Manufacturing Challenges and Cybersecurity Concerns
Automakers face significant implementation hurdles. Many manufacturers' electrical architectures weren't designed for the real-time processing requirements of continuous speed limit recognition and data logging. The industry estimates $20-40 billion in retooling costs, which will inevitably be passed to consumers through increased vehicle prices.
More troubling are cybersecurity implications. Each mandated system represents a potential attack vector. Security researchers have demonstrated remote exploitation of similar telematics systems, highlighting risks ranging from individual vehicle control to fleet-wide attacks. The mandate creates what security experts call a "monoculture vulnerability"—identical systems across millions of vehicles create attractive targets for state and non-state actors.
The Road Ahead: Legal Challenges and Consumer Response
Several advocacy groups have announced impending legal challenges focusing on Fourth Amendment violations and federal overreach under the Major Questions Doctrine.

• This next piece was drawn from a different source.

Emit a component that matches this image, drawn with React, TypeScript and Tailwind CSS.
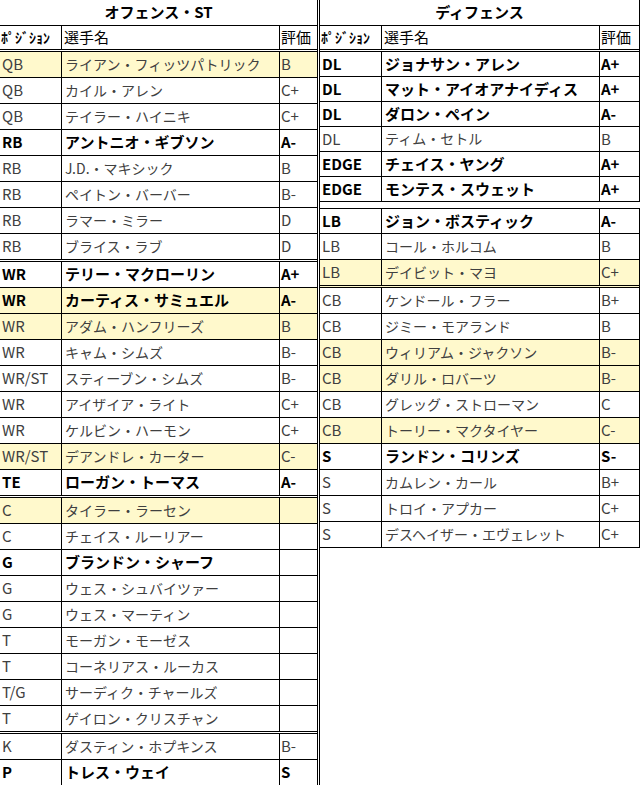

Simultaneously, legislative efforts are emerging to establish clearer data ownership rules and access limitations. The coming 18 months will see intense lobbying from automotive, insurance, technology, and privacy sectors seeking to shape implementation details.

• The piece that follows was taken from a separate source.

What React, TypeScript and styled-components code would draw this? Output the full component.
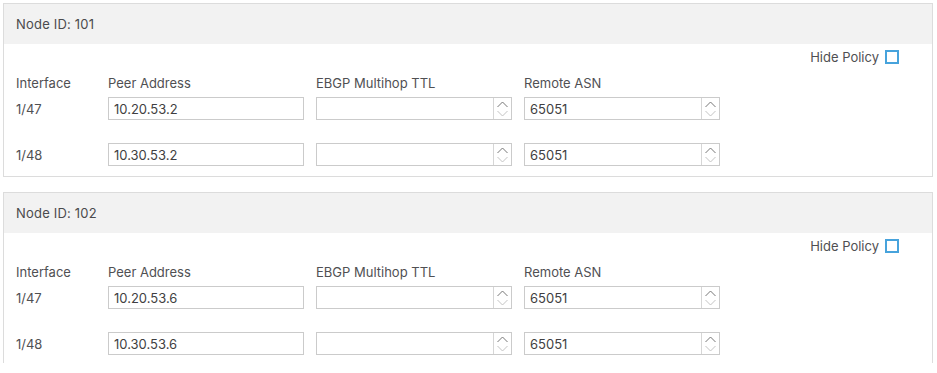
import React from 'react';
import styled, { createGlobalStyle } from 'styled-components';

const GlobalStyle = createGlobalStyle`
    body {
        margin: 0;
        background: #fff;
        font-family: Inter, "Open Sans", Arial, sans-serif;
        color: #4f4f52;
    }
`;

interface PeerRow {
    iface: string;
    peer: string;
    ttl: string;
    asn: string;
}

interface NodeData {
    id: number;
    rows: PeerRow[];
}

const nodes: NodeData[] = [
    {
        id: 101,
        rows: [
            { iface: '1/47', peer: '10.20.53.2', ttl: '', asn: '65051' },
            { iface: '1/48', peer: '10.30.53.2', ttl: '', asn: '65051' },
        ],
    },
    {
        id: 102,
        rows: [
            { iface: '1/47', peer: '10.20.53.6', ttl: '', asn: '65051' },
            { iface: '1/48', peer: '10.30.53.6', ttl: '', asn: '65051' },
        ],
    },
];

const Page = styled.div`
    height: 363px;
    overflow: hidden;
    padding: 3px 4px 0 3px;
    box-sizing: border-box;
    display: flex;
    flex-direction: column;
    gap: 15px;
`;

const Panel = styled.section`
    border: 1px solid #dcdcdc;
    flex-shrink: 0;
`;

const PanelHeader = styled.div`
    height: 40px;
    background: #f2f2f2;
    display: flex;
    align-items: center;
    padding-left: 12px;
    font-size: 13px;
    letter-spacing: 0.2px;
    color: #4a4a4d;
`;

const PanelBody = styled.div`
    padding: 6px 33px 10px 12px;
`;

const PolicyRow = styled.label`
    display: flex;
    justify-content: flex-end;
    align-items: center;
    gap: 6px;
    height: 14px;
    font-size: 13px;
    color: #4f4f52;
`;

const CheckBox = styled.span`
    width: 14px;
    height: 14px;
    box-sizing: border-box;
    border: 2px solid #47a3dc;
    background: #fff;
`;

const Grid = styled.div<{ $top: number }>`
    display: grid;
    grid-template-columns: 80px 196px 196px 196px;
    column-gap: 12px;
    align-items: center;
    margin-top: ${(p) => p.$top}px;
`;

const ColLabel = styled.div`
    font-size: 13px;
    line-height: 16px;
    color: #505053;
`;

const Cell = styled.div`
    font-size: 13px;
    color: #505053;
`;

const InputBox = styled.div`
    height: 23px;
    box-sizing: border-box;
    border: 1px solid #cbcbcb;
    display: flex;
    align-items: center;
    background: #fff;
`;

const InputText = styled.span`
    flex: 1;
    padding-left: 5px;
    font-size: 13px;
    color: #3f3f42;
`;

const Spinner = styled.span`
    width: 17px;
    height: 100%;
    border-left: 1px solid #d6d6d6;
    display: flex;
    align-items: center;
    justify-content: center;
`;

function SpinnerIcon(): JSX.Element {
    return (
        <svg width='13' height='20' viewBox='0 0 13 20'>
            <path d='M1.5 8 L6.5 3 L11.5 8' fill='none' stroke='#777' strokeWidth='1' />
            <path d='M1.5 12 L6.5 17 L11.5 12' fill='none' stroke='#c4c4c4' strokeWidth='1' />
        </svg>
    );
}

function NumberField({ value }: { value: string }): JSX.Element {
    return (
        <InputBox>
            <InputText>{value}</InputText>
            <Spinner><SpinnerIcon /></Spinner>
        </InputBox>
    );
}

function NodePanel({ node }: { node: NodeData }): JSX.Element {
    return (
        <Panel>
            <PanelHeader>{`Node ID: ${node.id}`}</PanelHeader>
            <PanelBody>
                <PolicyRow>
                    Hide Policy
                    <CheckBox />
                </PolicyRow>
                <Grid $top={11}>
                    <ColLabel>Interface</ColLabel>
                    <ColLabel>Peer Address</ColLabel>
                    <ColLabel>EBGP Multihop TTL</ColLabel>
                    <ColLabel>Remote ASN</ColLabel>
                </Grid>
                {node.rows.map((row, index) => (
                    <Grid $top={index === 0 ? 6 : 23} key={row.iface}>
                        <Cell>{row.iface}</Cell>
                        <InputBox><InputText>{row.peer}</InputText></InputBox>
                        <NumberField value={row.ttl} />
                        <NumberField value={row.asn} />
                    </Grid>
                ))}
            </PanelBody>
        </Panel>
    );
}

export default function App(): JSX.Element {
    return (
        <>
            <GlobalStyle />
            <Page>
                {nodes.map((node) => <NodePanel node={node} key={node.id} />)}
            </Page>
        </>
    );
}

Consumer response remains uncertain. While safety features typically enjoy public support, behavioral monitoring provokes more skepticism. The success of voluntary telematics programs (like Progressive's Snapshot) suggests some acceptance of monitoring for financial benefit, but mandatory systems without opt-out provisions may trigger broader resistance.
Conclusion: The Surveillance Frontier on Wheels
The 2027 mandate represents more than a safety regulation—it's the normalization of pervasive monitoring in everyday life. As vehicles transform into data collection platforms, they create a mobility panopticon with unprecedented scale and granularity. The stated safety benefits are substantial, but the privacy trade-offs represent a fundamental renegotiation of personal autonomy in transit.
The coming year will determine whether adequate safeguards emerge to prevent mission creep, or whether the road to surveillance is paved with good safety intentions. One certainty remains: starting in 2027, every new car will carry an unseen passenger—the federal mandate—recording, analyzing, and potentially controlling your journey in ways previously unimaginable.